Ce dans quoi se lance le canton de Genève avec l'opération "Papyrus" n'est ni une amnistie, ni une régularisation globale des "sans-papiers" (chaque cas sera examiné individuellement), mais c'est tout de même, selon le mot d'un porte-parole du Centre social protestant, "la meilleure nouvelle dans le droit des étrangers depuis dix ans". Au moins.

Les premières et les premiers concernés par la possibilité de régulariser leur situation viennent d'Amérique latine, des Balkans, des Philippines, et travaillent dans l'économie domestique, la construction, la restauration. Combien seront-ils, au final ? sans doute plusieurs milliers, mais sans qu'on puisse en préciser plus que cela le nombre. Ce qu'on croit savoir, c'est qu’il y a au moins 76'000 "sans-papiers" en Suisse, dont au moins 13'000 à Genève (18'000 dans le canton de Vaud, 24'000 à Zurich). En dix ans, on n'en a régularisé, péniblement, que 4000 dans tout le pays, dont la moitié rien qu'à Genève (un millier dans le canton de Vaud, moins d'une centaine à Berne, et seulement une dizaine à Zurich).

En 2005 déjà, Genève demandait la régularisation de 5000 "sans-papiers". A Berne, on (la Conseillère fédérale Ruth Metzler) a fait la sourde oreille. Avec le remplacement de Ruth Metzler par Christoph Blocher à la tête du Département de Justice et Police, la qualité de l'audition bernoise ne s'est évidemment pas améliorée et il faudra attendre que Simonetta Sommaruga reprenne le ministère fédéral pour qu'en 2010 le travail de conception d'un projet praticable, dans le cadre de la loi en vigueur, puisse être négocié par Genève avec la Confédération. Et attendre 2016 pour qu'il soit discrètement mis en route (il a déjà abouti à la régularisation de 590 personnes venant principalement d'Amérique latine, des Balkans et des Philippines, et 297 dossiers sont en cours de traitement). L'opération vise à la fois à sortir des milliers de personnes de l'illégalité, et à "assainir" des secteurs (à commencer par celui de l'économie domestique) où la sous-enchère salariale, la précarité et le travail au noir règnent en maître : régulariser les travailleuses et travailleurs sans statut légal de ces secteurs leur permettra de défendre leurs droits sans risquer l'expulsion.

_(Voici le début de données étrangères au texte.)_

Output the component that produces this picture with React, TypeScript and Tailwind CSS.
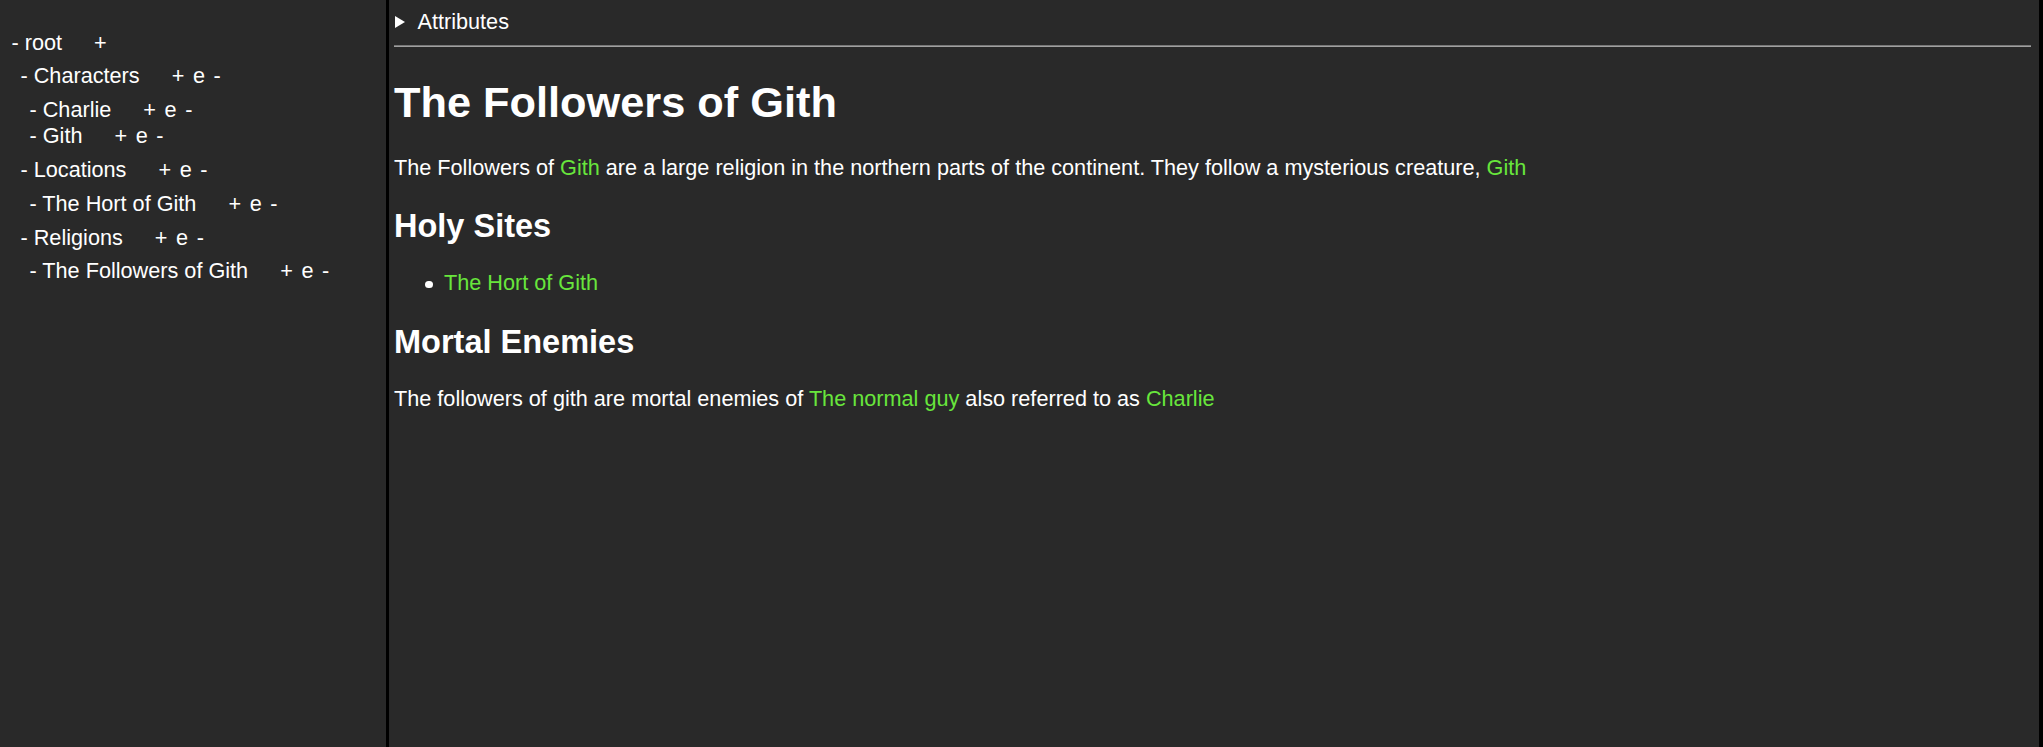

"Papyrus est une feuille de route au service de l'intérêt général", résume Pierre Maudet, fort bien inspiré sur ce dossier, ouvert, "géré" et concrétisé avec les organisations d'entraide et avec la Confédération, "dans le cadre d'une politique migratoire cantonale cohérente, juste et équitable", et en usant des espaces que laisse au canton la loi fédérale actuelle. Il aura fallu plus de dix ans pour y arriver, depuis qu'une Assemblée générale des "sans-papiers" organisée par le syndicat SIT ait posé publiquement la question de leur régularisation, et de la fin d'un déni de réalité, d'un refus de la voir en face, alors qu'on la connaît et la croise tous les jours. Car on ne parle pas de fantômes, mais de nos voisins : les "sans-papiers" ne sont pas des clandestins, et surtout pas celles et ceux qui pourront être régularisés à Genève. S'ils n'ont pas d'autorisation de séjour, ni de travail, il séjournent et travaillent chez nous à notre vu et notre su. Un milliers de leurs enfants sont scolarisés, officiellement. Ils sont enregistrés, ont une adresse connue, des contacts avec des services publics. On sait où ils travaillent et qui les emploie. Ainsi, avec "Papyrus", ce n'est pas seulement à une injustice qu'on peut mettre fin, c'est aussi, comme y a fort justement insisté Pierre Maudet, à une hypocrisie : "nous voulons valider la réalité, régulariser les personnes déjà en règle" : pour être régularisé, il faudra avoir un emploi, être indépendant financièrement, résider à Genève depuis au moins cinq ans, maîtriser le français et n'avoir subi aucune condamnation pénale.
L'opération n'est pas parfaite, les critères de régularisation pourraient être moins stricts et "Papyrus" se contient encore (forcément, puisqu'il s'agit d'une opération de légalisation) dans les étroites limites d'une loi qu'il faudra changer, mais dans ce cadre-là, "Papyrus" va aussi loin qu'il est possible.
"C'est une longue histoire qui aboutit, mais qui commence aussi", résume Ruth Dreifuss. Une longue histoire qui ressemble à bien d'autres avant elle : la vieille histoire des vieux combats pour la justice sociale.